Was Brotbeck schliesslich zur Führung der Erwachsenen sagt, verliert sich noch mehr in unverbindliche Allgemeinheiten, die tagtäglich in der Zeitung breigewalzt werden. Schade, dieses Buch, das so begeistert anhebt, sinkt nicht nur in rückwärtsgewandte Sentimentalität, sondern in hilflose Platitüden ab, z. B.: "Demokratisierung" des Unterrichts "wäre ein Knospenfrevel an den Freiheitskeimen der Menschheit" oder: eine pädagogisch geführte Wirtschaft werde

"zu einer Saatstätte der Freiheit ... in einer ganz handwerklichen Verdichtung, die sich im Sieg des Menschen über sich selbst auszeichnet".

 

Zuviele Fragen bleiben offen: Wie lassen sich die Temperamente überhaupt feststellen? Wie können wir heute, 1973, unsere Kinder von Plastikspielsachen, Radio, Fernsehen, Kino und Drogen, von Verführungen und Reizüberflutungen aller Art fernhalten? Wie können wir unser "tagtägliches Tun mit spiritueller Wesenssubstanz" durchdringen und erfüllen? Oder kurz, wie setzen wir diese Theorien in die Praxis um; was sollen wir konkret, Schritt für Schritt, tun?

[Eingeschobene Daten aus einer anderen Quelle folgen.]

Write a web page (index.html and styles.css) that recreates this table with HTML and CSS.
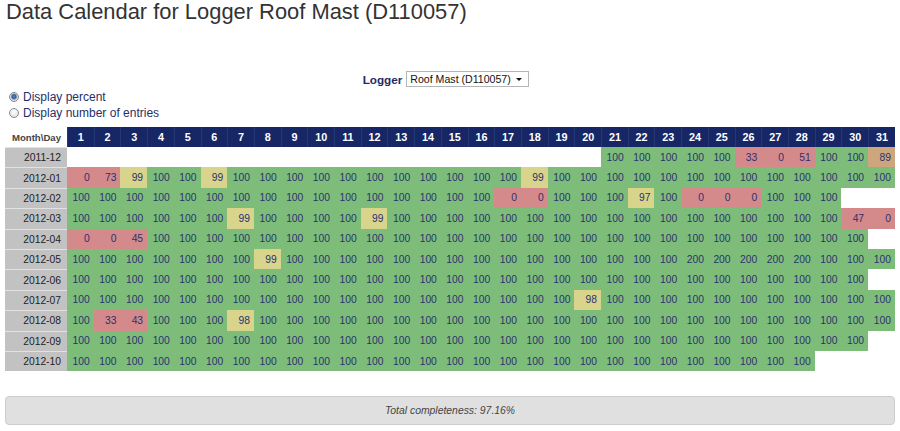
FILE: index.html
```html
<!DOCTYPE html>
<html>
<head>
<meta charset="utf-8">
<title>Data Calendar</title>
<link rel="stylesheet" href="styles.css">
</head>
<body>
<h1 class="title">Data Calendar for Logger Roof Mast (D110057)</h1>
<div class="logger-row">
  <span class="logger-label">Logger</span>
  <span class="select-wrap">
    <select class="logger-select"><option>Roof Mast (D110057)</option></select>
    <svg class="select-arrow" width="6" height="3" viewBox="0 0 6 3"><path d="M0 0H6L3 3Z" fill="#111"/></svg>
  </span>
</div>
<div class="options">
  <label class="opt"><input type="radio" name="disp" checked><span>Display percent</span></label>
  <label class="opt"><input type="radio" name="disp"><span>Display number of entries</span></label>
</div>
<table class="cal">
<colgroup><col class="c-label"><col span="31" class="c-day"></colgroup>
<thead>
<tr><th class="corner">Month\Day</th><th class="d">1</th><th class="d">2</th><th class="d">3</th><th class="d">4</th><th class="d">5</th><th class="d">6</th><th class="d">7</th><th class="d">8</th><th class="d">9</th><th class="d">10</th><th class="d">11</th><th class="d">12</th><th class="d">13</th><th class="d">14</th><th class="d">15</th><th class="d">16</th><th class="d">17</th><th class="d">18</th><th class="d">19</th><th class="d">20</th><th class="d">21</th><th class="d">22</th><th class="d">23</th><th class="d">24</th><th class="d">25</th><th class="d">26</th><th class="d">27</th><th class="d">28</th><th class="d">29</th><th class="d">30</th><th class="d">31</th></tr>
</thead>
<tbody>
<tr><th class="m">2011-12</th><td class="e"></td><td class="e"></td><td class="e"></td><td class="e"></td><td class="e"></td><td class="e"></td><td class="e"></td><td class="e"></td><td class="e"></td><td class="e"></td><td class="e"></td><td class="e"></td><td class="e"></td><td class="e"></td><td class="e"></td><td class="e"></td><td class="e"></td><td class="e"></td><td class="e"></td><td class="e"></td><td>100</td><td>100</td><td>100</td><td>100</td><td>100</td><td class="r">33</td><td class="r">0</td><td class="r">51</td><td>100</td><td>100</td><td class="o">89</td></tr>
<tr><th class="m">2012-01</th><td class="r">0</td><td class="r">73</td><td class="y">99</td><td>100</td><td>100</td><td class="y">99</td><td>100</td><td>100</td><td>100</td><td>100</td><td>100</td><td>100</td><td>100</td><td>100</td><td>100</td><td>100</td><td>100</td><td class="y">99</td><td>100</td><td>100</td><td>100</td><td>100</td><td>100</td><td>100</td><td>100</td><td>100</td><td>100</td><td>100</td><td>100</td><td>100</td><td>100</td></tr>
<tr><th class="m">2012-02</th><td>100</td><td>100</td><td>100</td><td>100</td><td>100</td><td>100</td><td>100</td><td>100</td><td>100</td><td>100</td><td>100</td><td>100</td><td>100</td><td>100</td><td>100</td><td>100</td><td class="r">0</td><td class="r">0</td><td>100</td><td>100</td><td>100</td><td class="y">97</td><td>100</td><td class="r">0</td><td class="r">0</td><td class="r">0</td><td>100</td><td>100</td><td>100</td><td class="e"></td><td class="e"></td></tr>
<tr><th class="m">2012-03</th><td>100</td><td>100</td><td>100</td><td>100</td><td>100</td><td>100</td><td class="y">99</td><td>100</td><td>100</td><td>100</td><td>100</td><td class="y">99</td><td>100</td><td>100</td><td>100</td><td>100</td><td>100</td><td>100</td><td>100</td><td>100</td><td>100</td><td>100</td><td>100</td><td>100</td><td>100</td><td>100</td><td>100</td><td>100</td><td>100</td><td class="r">47</td><td class="r">0</td></tr>
<tr><th class="m">2012-04</th><td class="r">0</td><td class="r">0</td><td class="r">45</td><td>100</td><td>100</td><td>100</td><td>100</td><td>100</td><td>100</td><td>100</td><td>100</td><td>100</td><td>100</td><td>100</td><td>100</td><td>100</td><td>100</td><td>100</td><td>100</td><td>100</td><td>100</td><td>100</td><td>100</td><td>100</td><td>100</td><td>100</td><td>100</td><td>100</td><td>100</td><td>100</td><td class="e"></td></tr>
<tr><th class="m">2012-05</th><td>100</td><td>100</td><td>100</td><td>100</td><td>100</td><td>100</td><td>100</td><td class="y">99</td><td>100</td><td>100</td><td>100</td><td>100</td><td>100</td><td>100</td><td>100</td><td>100</td><td>100</td><td>100</td><td>100</td><td>100</td><td>100</td><td>100</td><td>100</td><td>200</td><td>200</td><td>200</td><td>200</td><td>200</td><td>100</td><td>100</td><td>100</td></tr>
<tr><th class="m">2012-06</th><td>100</td><td>100</td><td>100</td><td>100</td><td>100</td><td>100</td><td>100</td><td>100</td><td>100</td><td>100</td><td>100</td><td>100</td><td>100</td><td>100</td><td>100</td><td>100</td><td>100</td><td>100</td><td>100</td><td>100</td><td>100</td><td>100</td><td>100</td><td>100</td><td>100</td><td>100</td><td>100</td><td>100</td><td>100</td><td>100</td><td class="e"></td></tr>
<tr><th class="m">2012-07</th><td>100</td><td>100</td><td>100</td><td>100</td><td>100</td><td>100</td><td>100</td><td>100</td><td>100</td><td>100</td><td>100</td><td>100</td><td>100</td><td>100</td><td>100</td><td>100</td><td>100</td><td>100</td><td>100</td><td class="y">98</td><td>100</td><td>100</td><td>100</td><td>100</td><td>100</td><td>100</td><td>100</td><td>100</td><td>100</td><td>100</td><td>100</td></tr>
<tr><th class="m">2012-08</th><td>100</td><td class="r">33</td><td class="r">43</td><td>100</td><td>100</td><td>100</td><td class="y">98</td><td>100</td><td>100</td><td>100</td><td>100</td><td>100</td><td>100</td><td>100</td><td>100</td><td>100</td><td>100</td><td>100</td><td>100</td><td>100</td><td>100</td><td>100</td><td>100</td><td>100</td><td>100</td><td>100</td><td>100</td><td>100</td><td>100</td><td>100</td><td>100</td></tr>
<tr><th class="m">2012-09</th><td>100</td><td>100</td><td>100</td><td>100</td><td>100</td><td>100</td><td>100</td><td>100</td><td>100</td><td>100</td><td>100</td><td>100</td><td>100</td><td>100</td><td>100</td><td>100</td><td>100</td><td>100</td><td>100</td><td>100</td><td>100</td><td>100</td><td>100</td><td>100</td><td>100</td><td>100</td><td>100</td><td>100</td><td>100</td><td>100</td><td class="e"></td></tr>
<tr><th class="m">2012-10</th><td>100</td><td>100</td><td>100</td><td>100</td><td>100</td><td>100</td><td>100</td><td>100</td><td>100</td><td>100</td><td>100</td><td>100</td><td>100</td><td>100</td><td>100</td><td>100</td><td>100</td><td>100</td><td>100</td><td>100</td><td>100</td><td>100</td><td>100</td><td>100</td><td>100</td><td>100</td><td>100</td><td>100</td><td class="e"></td><td class="e"></td><td class="e"></td></tr>
</tbody>
</table>
<div class="total">Total completeness: 97.16%</div>
</body>
</html>
```
FILE: styles.css
```css
html, body {
  margin: 0;
  padding: 0;
  background: #fff;
}
body {
  padding: 0 5px;
  font-family: "Liberation Sans", Arial, sans-serif;
  color: #333;
}
.title {
  margin: 0;
  padding-left: 1px;
  font-size: 21.9px;
  line-height: 24px;
  font-weight: normal;
  color: #333;
}
.logger-row {
  display: flex;
  justify-content: center;
  align-items: center;
  gap: 4px;
  margin-top: 47px;
  padding-right: 8px;
  height: 16px;
}
.logger-label {
  font-size: 11.7px;
  font-weight: bold;
  color: #1e2a66;
}
.select-wrap {
  position: relative;
  display: inline-block;
}
.logger-select {
  appearance: none;
  -webkit-appearance: none;
  display: block;
  width: 123px;
  height: 16px;
  margin: 0;
  padding: 0 14px 0 3px;
  border: 1px solid #b5b5b5;
  border-radius: 0;
  background: #fff;
  font-family: "Liberation Sans", Arial, sans-serif;
  font-size: 10.6px;
  line-height: 14px;
  color: #111;
}
.select-arrow {
  position: absolute;
  right: 7px;
  top: 7px;
  pointer-events: none;
}
.options {
  margin-top: 2px;
  padding-left: 4px;
}
.opt {
  display: flex;
  align-items: center;
  height: 16px;
  font-size: 12px;
  color: #25306a;
}
.opt input {
  appearance: none;
  -webkit-appearance: none;
  width: 10px;
  height: 10px;
  margin: 0 4px 0 0;
  border: 1px solid #8a8a8a;
  border-radius: 50%;
  background: radial-gradient(circle at 50% 35%, #ffffff 0%, #e6e6e6 70%, #d0d0d0 100%);
  box-sizing: border-box;
}
.opt input:checked {
  background: radial-gradient(circle at 50% 45%, #5a8ccc 0%, #2f5f9e 30%, #7f99b8 45%, #dcdcdc 60%, #eeeeee 100%);
}
.cal {
  margin-top: 6px;
  width: 890px;
  table-layout: fixed;
  border-collapse: separate;
  border-spacing: 0;
  font-size: 10.3px;
}
.c-label { width: 62px; }
.c-day { width: 26.71px; }
.cal thead tr { height: 20px; }
.cal tbody tr { height: 20.4px; }
.corner {
  text-align: right;
  padding: 0 6px 0 0;
  font-size: 9.6px;
  font-weight: bold;
  color: #444;
  background: #fff;
}
.d {
  padding: 0;
  background: #172765;
  color: #fff;
  font-size: 10.8px;
  font-weight: bold;
  text-align: center;
  border-left: 1px solid #263775;
}
.m {
  padding: 0 6px 0 0;
  background: #c2c2c2;
  border-top: 1px solid #e2e2e2;
  color: #222;
  font-weight: normal;
  text-align: right;
  font-size: 10.3px;
}
.cal td {
  padding: 0 4px 0 0;
  text-align: right;
  color: #2a3170;
  background: #7dbd79;
  white-space: nowrap;
  overflow: hidden;
}
.cal td.r { background: #d4898b; }
.cal td.y { background: #d8d48b; }
.cal td.o { background: #cea67d; }
.cal td.e { background: #fff; }
.total {
  margin-top: 25px;
  height: 27px;
  line-height: 27px;
  background: #e0e0e0;
  border: 1px solid #cdcdcd;
  border-radius: 4px;
  text-align: center;
  font-style: italic;
  font-size: 10.4px;
  color: #444;
}
```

Charakterschilderungen von Beethoven, Philipp Suchard, C. F. Meyer, Kant usw. sowie die Beschwörung vertrauensvoller Liebe und lenkender Führung helfen wenig zur Bewältigung der Gegenwart.

 

Mit ehrlichem Bedauern muss man feststellen, dass Brotbeck dem anspruchsvollen Buchtitel nicht gerecht wird. Das mag daran liegen, dass er sein Buch aus Referaten, die er vor unterschiedlichstem Publikum gehalten hat, zusammenstellte. Das hat auch zur Folge, dass die vier Aspekte fast ohne Verbindung auseinanderklaffen und einander gar aufheben.

 

Am gravierendsten zeigt sich dies in der Diskrepanz zwischen den pauschalen Anweisungen zur "Erziehung der Temperamente" bei Kindern sowie im Betrieb und der doch ungemein nuancenreichen und differenzierten Darstellung des für die meisten Menschen "naturgesetzlichen" Lebensganges.

 

Auf solche Weise lassen sich die Geister, die wir riefen, nicht beherrschen - wie das der Klappentext verspricht. Leider.